The Easel

18th July 2017

Andrew Wyeth and the artist’s fragile reputation

It is curious that a retrospective to mark the centenary of Andrew Wyeth’s birth is not travelling to a big east coast US city, despite its likely popularity. Clearly disagreements about Wyeth continue. This writer offers a truce. “I believe he fits into a larger tradition of modernist creativity that goes beyond the medium of painting. His influence … has been most important in poetry, literature and film making.”

The Female Nude is Triter Than Ever – Just Look at Anselm Kiefer

Anselm Kiefer is hugely famous, but is all his work good? Some paintings in his current New York get the requisite praise. But the above writer is irked by the nudes. “[I]t is, truly, a worn and bloated genre. If you are going to make a Female Nude in 2017, it better be in some way new, it better not simply participate in the same male gaze pseudo-eroticism that has dominated the art world ever since men could paint.”

11th July 2017

As in Nature and No Rules: Helen Frankenthaler Times Two at the Clark

After Jackson Pollock some wondered what was next. Frankenthaler’s “soak-stain” technique was one answer. It expanded the vocabulary of abstract painting and allowed her to combine organic effects and painted shapes. Her woodcut prints, perhaps less acclaimed than her paintings, are also innovative: “these woodcuts are astonishing … and challenge a conventional understanding of the medium” More images are here.

Dark enlightenment of Edvard Munch

Munch wrote “My whole life has been spent walking by the side of a bottomless chasm”. And don’t his paintings show it. Seeing van Gogh’s work in Paris, he understood how colour might help express his grand theme – the self as a battleground. Self-analysis was a theme of the coming century and it brought him some commercial success. But his art retained its angst. Increasingly he kept his works, and himself, to himself.

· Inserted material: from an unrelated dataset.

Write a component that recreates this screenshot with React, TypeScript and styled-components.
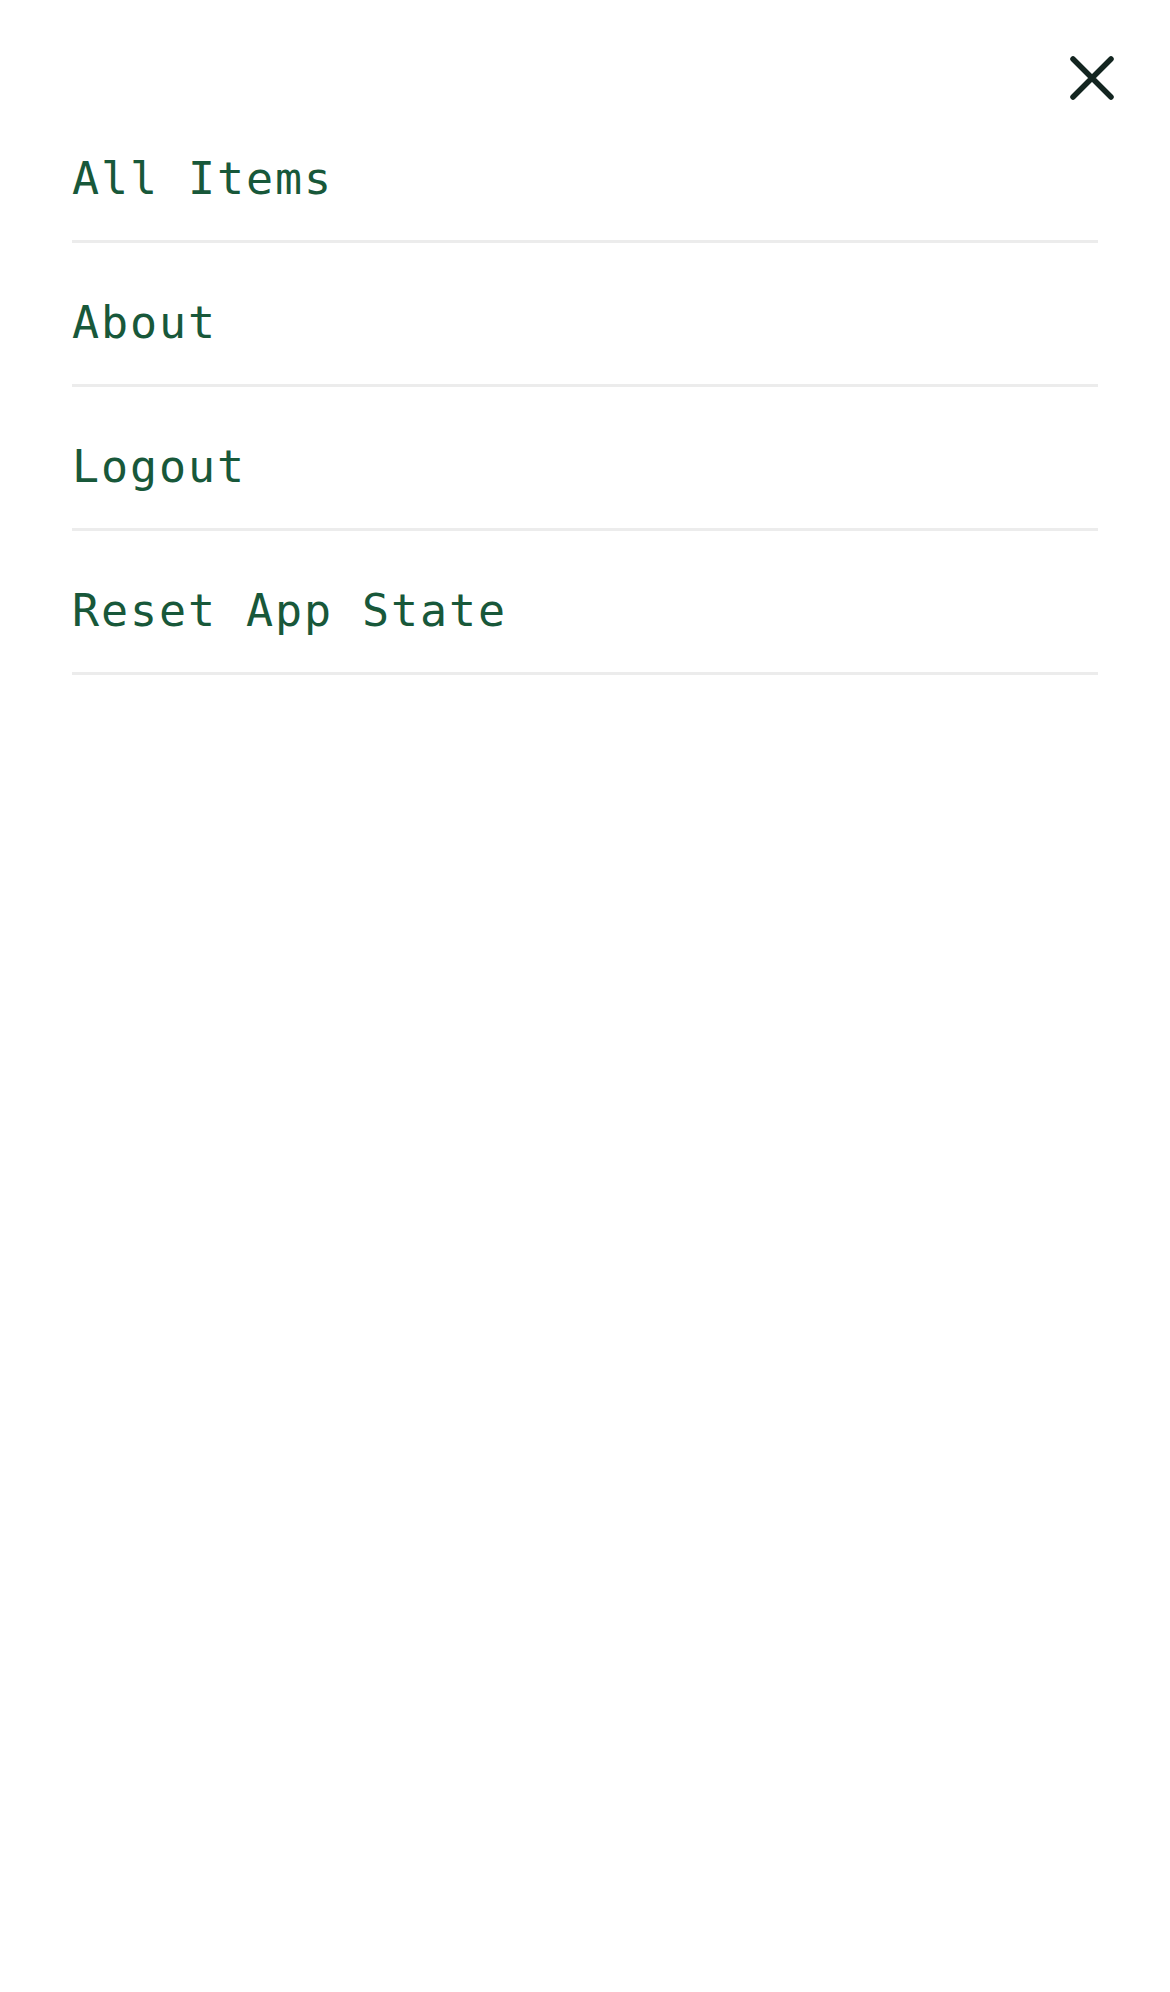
import React from "react";
import styled, { createGlobalStyle } from "styled-components";

const GlobalStyle = createGlobalStyle`
  html, body {
    margin: 0;
    padding: 0;
    background: #ffffff;
  }
  * { box-sizing: border-box; }
`;

const Page = styled.div`
  width: 100%;
  min-height: 1992px;
  background: #ffffff;
  display: flex;
  flex-direction: column;
`;

const Header = styled.header`
  height: 99px;
  display: flex;
  justify-content: flex-end;
  align-items: flex-start;
  padding: 56px 56px 0 0;
`;

const CloseButton = styled.button`
  width: 44px;
  height: 44px;
  padding: 0;
  margin: 0;
  border: none;
  background: transparent;
  cursor: pointer;
  display: flex;
  color: #132520;
`;

const Menu = styled.nav`
  display: flex;
  flex-direction: column;
  padding: 0 72px;
`;

const MenuItem = styled.a`
  display: block;
  padding: 56px 0 37px;
  border-bottom: 3px solid #ececec;
  font-family: "DejaVu Sans Mono", "Liberation Mono", monospace;
  font-size: 45px;
  line-height: 48px;
  letter-spacing: 1.9px;
  color: #18583a;
  text-decoration: none;
  white-space: nowrap;
`;

const items = ["All Items", "About", "Logout", "Reset App State"];

export default function App() {
  return (
    <>
      <GlobalStyle />
      <Page>
        <Header>
          <CloseButton aria-label="Close menu">
            <svg width="44" height="44" viewBox="0 0 44 44" fill="none">
              <path
                d="M3 3 L41 41 M41 3 L3 41"
                stroke="currentColor"
                strokeWidth="5.5"
                strokeLinecap="round"
              />
            </svg>
          </CloseButton>
        </Header>
        <Menu>
          {items.map((label) => (
            <MenuItem key={label} href="#">
              {label}
            </MenuItem>
          ))}
        </Menu>
      </Page>
    </>
  );
}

These Four Painters Won’t Be Ignored Any Longer

London’s Lisson Gallery made its name by championing unfashionable modern artists. Fifty years later, it is still at it. A new show gathers four such overlooked artists, eliciting the writer’s wholehearted approval. “One gets tired of seeing the same combinations repeatedly. It is like eating in a parody of a Chinese restaurant from the 1950s, where there is only one item in column A and one in column B.”

¡Viva modernismo! Houston, Dallas shows highlight Mexican art masterpieces

Less a review than a survey of the last 100 years of Mexican art. In the lead-up to WW2, Mexico was a focal point of international modernism. But after the war abstract expressionism grabbed all the attention. Interest is now returning and more artists are being recognized in addition to the perennial Rivera and Kahlo. Claims the writer – “the world’s love affair with Mexican art is burning hotter than it has in years.”

The Novelty and Excess of American Design During the Jazz Age

The Roaring Twenties was famously a period of excess. But it was also a time of design innovation. Germany’s Bauhaus, the 1925 Paris World Fair, and Holland’s De Stijl were focal points, redefining what it meant to be modern. The US contributed innovations in architecture, fashion and music. One critic observes “Despite nearly a century … no other design period speaks as directly to contemporary tastes.”